Robert Maxwell

(Jan Ludvik Hoch)
publisher, media mogul
Born: 6/10/1923
Birthplace: Slatinske Dòly, Czech Republic

He fled the Nazi invasion of Czecholovakia in 1939 and settled in Britain, though most of his family was killed in the Holocaust. Maxwell fought in World War II in the British army, then began a career in publishing. He soon owned a controling share in Pergamon Press, which he built into a successful publishing house specializing in trade journals and technical and scientific books. Based partly on this success, Maxwell won a seat in Parliament, serving as a Labour MP (1964–70).
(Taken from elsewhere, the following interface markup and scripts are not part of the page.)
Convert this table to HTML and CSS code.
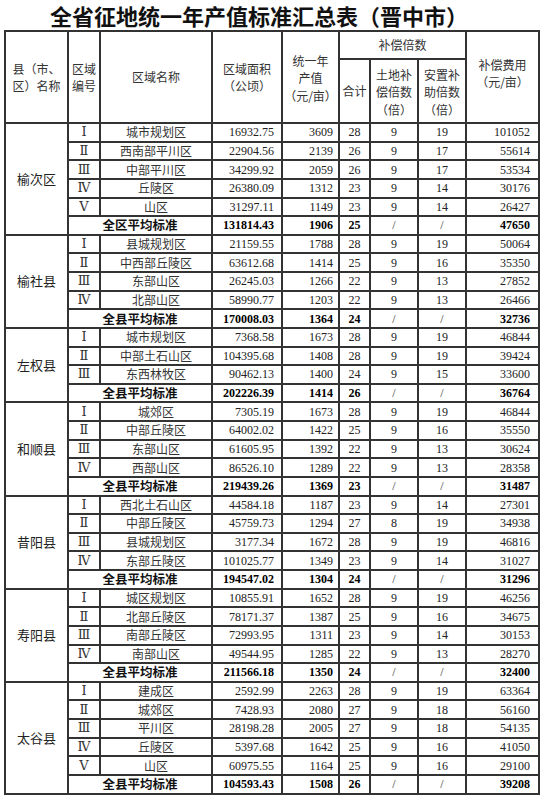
FILE: index.html
```html
<!DOCTYPE html>
<html lang="zh-CN">
<head>
<meta charset="utf-8">
<title>全省征地统一年产值标准汇总表（晋中市）</title>
<link rel="stylesheet" href="styles.css">
</head>
<body>
<div class="page">
<h1 class="title">全省征地统一年产值标准汇总表（晋中市）</h1>
<table class="grid">
<colgroup>
<col class="c1"><col class="c2"><col class="c3"><col class="c4"><col class="c5"><col class="c6"><col class="c7"><col class="c8"><col class="c9">
</colgroup>
<thead>
<tr class="h1">
<th rowspan="2">县（市、<br>区）名称</th>
<th rowspan="2">区域<br>编号</th>
<th rowspan="2">区域名称</th>
<th rowspan="2">区域面积<br>（公顷）</th>
<th rowspan="2" class="tri">统一年<br>产值<br>（元/亩）</th>
<th colspan="3">补偿倍数</th>
<th rowspan="2" class="fee">补偿费用<br>（元/亩）</th>
</tr>
<tr class="h2">
<th>合计</th>
<th class="tri">土地补<br>偿倍数<br>（倍）</th>
<th class="tri">安置补<br>助倍数<br>（倍）</th>
</tr>
</thead>
<tbody>
<tr><td rowspan="6" class="county">榆次区</td><td class="no">Ⅰ</td><td class="name">城市规划区</td><td class="area">16932.75</td><td class="val">3609</td><td class="sum">28</td><td class="m">9</td><td class="m">19</td><td class="fee">101052</td></tr>
<tr><td class="no">Ⅱ</td><td class="name">西南部平川区</td><td class="area">22904.56</td><td class="val">2139</td><td class="sum">26</td><td class="m">9</td><td class="m">17</td><td class="fee">55614</td></tr>
<tr><td class="no">Ⅲ</td><td class="name">中部平川区</td><td class="area">34299.92</td><td class="val">2059</td><td class="sum">26</td><td class="m">9</td><td class="m">17</td><td class="fee">53534</td></tr>
<tr><td class="no">Ⅳ</td><td class="name">丘陵区</td><td class="area">26380.09</td><td class="val">1312</td><td class="sum">23</td><td class="m">9</td><td class="m">14</td><td class="fee">30176</td></tr>
<tr><td class="no">Ⅴ</td><td class="name">山区</td><td class="area">31297.11</td><td class="val">1149</td><td class="sum">23</td><td class="m">9</td><td class="m">14</td><td class="fee">26427</td></tr>
<tr class="avg"><td colspan="2" class="name">全区平均标准</td><td class="area">131814.43</td><td class="val">1906</td><td class="sum">25</td><td class="m">/</td><td class="m">/</td><td class="fee">47650</td></tr>

<tr><td rowspan="5" class="county">榆社县</td><td class="no">Ⅰ</td><td class="name">县城规划区</td><td class="area">21159.55</td><td class="val">1788</td><td class="sum">28</td><td class="m">9</td><td class="m">19</td><td class="fee">50064</td></tr>
<tr><td class="no">Ⅱ</td><td class="name">中西部丘陵区</td><td class="area">63612.68</td><td class="val">1414</td><td class="sum">25</td><td class="m">9</td><td class="m">16</td><td class="fee">35350</td></tr>
<tr><td class="no">Ⅲ</td><td class="name">东部山区</td><td class="area">26245.03</td><td class="val">1266</td><td class="sum">22</td><td class="m">9</td><td class="m">13</td><td class="fee">27852</td></tr>
<tr><td class="no">Ⅳ</td><td class="name">北部山区</td><td class="area">58990.77</td><td class="val">1203</td><td class="sum">22</td><td class="m">9</td><td class="m">13</td><td class="fee">26466</td></tr>
<tr class="avg"><td colspan="2" class="name">全县平均标准</td><td class="area">170008.03</td><td class="val">1364</td><td class="sum">24</td><td class="m">/</td><td class="m">/</td><td class="fee">32736</td></tr>

<tr><td rowspan="4" class="county">左权县</td><td class="no">Ⅰ</td><td class="name">城市规划区</td><td class="area">7368.58</td><td class="val">1673</td><td class="sum">28</td><td class="m">9</td><td class="m">19</td><td class="fee">46844</td></tr>
<tr><td class="no">Ⅱ</td><td class="name">中部土石山区</td><td class="area">104395.68</td><td class="val">1408</td><td class="sum">28</td><td class="m">9</td><td class="m">19</td><td class="fee">39424</td></tr>
<tr><td class="no">Ⅲ</td><td class="name">东西林牧区</td><td class="area">90462.13</td><td class="val">1400</td><td class="sum">24</td><td class="m">9</td><td class="m">15</td><td class="fee">33600</td></tr>
<tr class="avg"><td colspan="2" class="name">全县平均标准</td><td class="area">202226.39</td><td class="val">1414</td><td class="sum">26</td><td class="m">/</td><td class="m">/</td><td class="fee">36764</td></tr>

<tr><td rowspan="5" class="county">和顺县</td><td class="no">Ⅰ</td><td class="name">城郊区</td><td class="area">7305.19</td><td class="val">1673</td><td class="sum">28</td><td class="m">9</td><td class="m">19</td><td class="fee">46844</td></tr>
<tr><td class="no">Ⅱ</td><td class="name">中部丘陵区</td><td class="area">64002.02</td><td class="val">1422</td><td class="sum">25</td><td class="m">9</td><td class="m">16</td><td class="fee">35550</td></tr>
<tr><td class="no">Ⅲ</td><td class="name">东部山区</td><td class="area">61605.95</td><td class="val">1392</td><td class="sum">22</td><td class="m">9</td><td class="m">13</td><td class="fee">30624</td></tr>
<tr><td class="no">Ⅳ</td><td class="name">西部山区</td><td class="area">86526.10</td><td class="val">1289</td><td class="sum">22</td><td class="m">9</td><td class="m">13</td><td class="fee">28358</td></tr>
<tr class="avg"><td colspan="2" class="name">全县平均标准</td><td class="area">219439.26</td><td class="val">1369</td><td class="sum">23</td><td class="m">/</td><td class="m">/</td><td class="fee">31487</td></tr>

<tr><td rowspan="5" class="county">昔阳县</td><td class="no">Ⅰ</td><td class="name">西北土石山区</td><td class="area">44584.18</td><td class="val">1187</td><td class="sum">23</td><td class="m">9</td><td class="m">14</td><td class="fee">27301</td></tr>
<tr><td class="no">Ⅱ</td><td class="name">中部丘陵区</td><td class="area">45759.73</td><td class="val">1294</td><td class="sum">27</td><td class="m">8</td><td class="m">19</td><td class="fee">34938</td></tr>
<tr><td class="no">Ⅲ</td><td class="name">县城规划区</td><td class="area">3177.34</td><td class="val">1672</td><td class="sum">28</td><td class="m">9</td><td class="m">19</td><td class="fee">46816</td></tr>
<tr><td class="no">Ⅳ</td><td class="name">东部丘陵区</td><td class="area">101025.77</td><td class="val">1349</td><td class="sum">23</td><td class="m">9</td><td class="m">14</td><td class="fee">31027</td></tr>
<tr class="avg"><td colspan="2" class="name">全县平均标准</td><td class="area">194547.02</td><td class="val">1304</td><td class="sum">24</td><td class="m">/</td><td class="m">/</td><td class="fee">31296</td></tr>

<tr><td rowspan="5" class="county">寿阳县</td><td class="no">Ⅰ</td><td class="name">城区规划区</td><td class="area">10855.91</td><td class="val">1652</td><td class="sum">28</td><td class="m">9</td><td class="m">19</td><td class="fee">46256</td></tr>
<tr><td class="no">Ⅱ</td><td class="name">北部丘陵区</td><td class="area">78171.37</td><td class="val">1387</td><td class="sum">25</td><td class="m">9</td><td class="m">16</td><td class="fee">34675</td></tr>
<tr><td class="no">Ⅲ</td><td class="name">南部丘陵区</td><td class="area">72993.95</td><td class="val">1311</td><td class="sum">23</td><td class="m">9</td><td class="m">14</td><td class="fee">30153</td></tr>
<tr><td class="no">Ⅳ</td><td class="name">南部山区</td><td class="area">49544.95</td><td class="val">1285</td><td class="sum">22</td><td class="m">9</td><td class="m">13</td><td class="fee">28270</td></tr>
<tr class="avg"><td colspan="2" class="name">全县平均标准</td><td class="area">211566.18</td><td class="val">1350</td><td class="sum">24</td><td class="m">/</td><td class="m">/</td><td class="fee">32400</td></tr>

<tr><td rowspan="6" class="county">太谷县</td><td class="no">Ⅰ</td><td class="name">建成区</td><td class="area">2592.99</td><td class="val">2263</td><td class="sum">28</td><td class="m">9</td><td class="m">19</td><td class="fee">63364</td></tr>
<tr><td class="no">Ⅱ</td><td class="name">城郊区</td><td class="area">7428.93</td><td class="val">2080</td><td class="sum">27</td><td class="m">9</td><td class="m">18</td><td class="fee">56160</td></tr>
<tr><td class="no">Ⅲ</td><td class="name">平川区</td><td class="area">28198.28</td><td class="val">2005</td><td class="sum">27</td><td class="m">9</td><td class="m">18</td><td class="fee">54135</td></tr>
<tr><td class="no">Ⅳ</td><td class="name">丘陵区</td><td class="area">5397.68</td><td class="val">1642</td><td class="sum">25</td><td class="m">9</td><td class="m">16</td><td class="fee">41050</td></tr>
<tr><td class="no">Ⅴ</td><td class="name">山区</td><td class="area">60975.55</td><td class="val">1164</td><td class="sum">25</td><td class="m">9</td><td class="m">16</td><td class="fee">29100</td></tr>
<tr class="avg"><td colspan="2" class="name">全县平均标准</td><td class="area">104593.43</td><td class="val">1508</td><td class="sum">26</td><td class="m">/</td><td class="m">/</td><td class="fee">39208</td></tr>
</tbody>
</table>
</div>
</body>
</html>
```

FILE: styles.css
```css
html, body {
  margin: 0;
  padding: 0;
  background: #ffffff;
}

.page {
  width: 542px;
  font-family: "Liberation Serif", "Noto Sans CJK SC", serif;
  color: #222;
}

.title {
  margin: 0;
  height: 30px;
  line-height: 30px;
  font-family: "Noto Sans CJK SC", sans-serif;
  font-weight: 700;
  font-size: 22px;
  text-align: center;
  color: #111;
  padding-right: 24px;
}

.grid {
  margin-left: 4px;
  width: 536px;
  table-layout: fixed;
  border-collapse: collapse;
  font-size: 12px;
}

.c1 { width: 63px; }
.c2 { width: 32px; }
.c3 { width: 112px; }
.c4 { width: 70px; }
.c5 { width: 57px; }
.c6 { width: 31px; }
.c7 { width: 48px; }
.c8 { width: 48px; }
.c9 { width: 73px; }

.grid th,
.grid td {
  border: 2px solid #333;
  padding: 0;
  overflow: hidden;
  white-space: nowrap;
}

.grid th {
  font-family: "Noto Sans CJK SC", sans-serif;
  font-weight: 400;
  font-size: 12px;
  line-height: 17.5px;
  color: #333;
  text-align: center;
  vertical-align: middle;
}

.grid th.tri {
  line-height: 17.5px;
  padding-top: 2px;
}

.h1 { height: 28px; }
.h2 { height: 64px; }

.grid th.fee {
  padding-bottom: 8px;
}

.grid tbody tr { height: 18.64px; }

.grid td {
  line-height: 16px;
  vertical-align: middle;
}

.county {
  font-family: "Noto Sans CJK SC", sans-serif;
  font-size: 13px;
  text-align: center;
  color: #222;
}

.no {
  text-align: center;
  font-family: "DejaVu Serif", "Liberation Serif", serif;
  font-size: 13px;
  color: #333;
}

.name {
  text-align: center;
  font-family: "Noto Sans CJK SC", sans-serif;
  font-size: 12px;
  color: #333;
}

.area {
  text-align: right;
  padding-right: 7px !important;
}

.val {
  text-align: right;
  padding-right: 5px !important;
}

.sum {
  text-align: center;
}

.m {
  text-align: center;
}

td.fee {
  text-align: right;
  padding-right: 8px !important;
}

.avg td {
  font-weight: 700;
  color: #000;
}

.avg .m {
  font-weight: 400;
  color: #333;
}

.avg .name {
  font-weight: 700;
  font-size: 12.5px;
  color: #111;
}
```
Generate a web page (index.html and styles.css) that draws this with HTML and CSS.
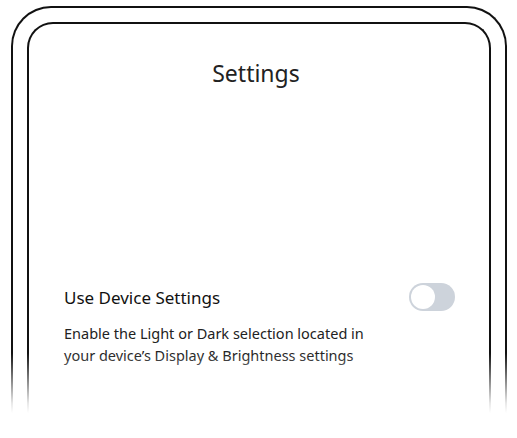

He diversified his publishing interests through leveraged purchases of the Mirror Newspaper Group, Macmillan (a U.S. publisher), and The New York Daily News. Financial scandals plagued Maxwell throughout his career and even after his death. In 1969 he was forced to surrender control of Pergamon in a financial scandal that also cost him his political career, and in 1991 he was forced to seek public funds through a stock offering to keep the Mirror Group afloat. Maxwell drowned under mysterious circumstances while boating off the Canary Islands later that year. Upon his death, investigators found that Maxwell had been secretly diverting millions of dollars from two of his companies and from employee pension funds in an effort to keep the corporation solvent. The effort failed; in 1992, Maxwell's companies were forced to file for bankruptcy protection in Great Britain and the United States.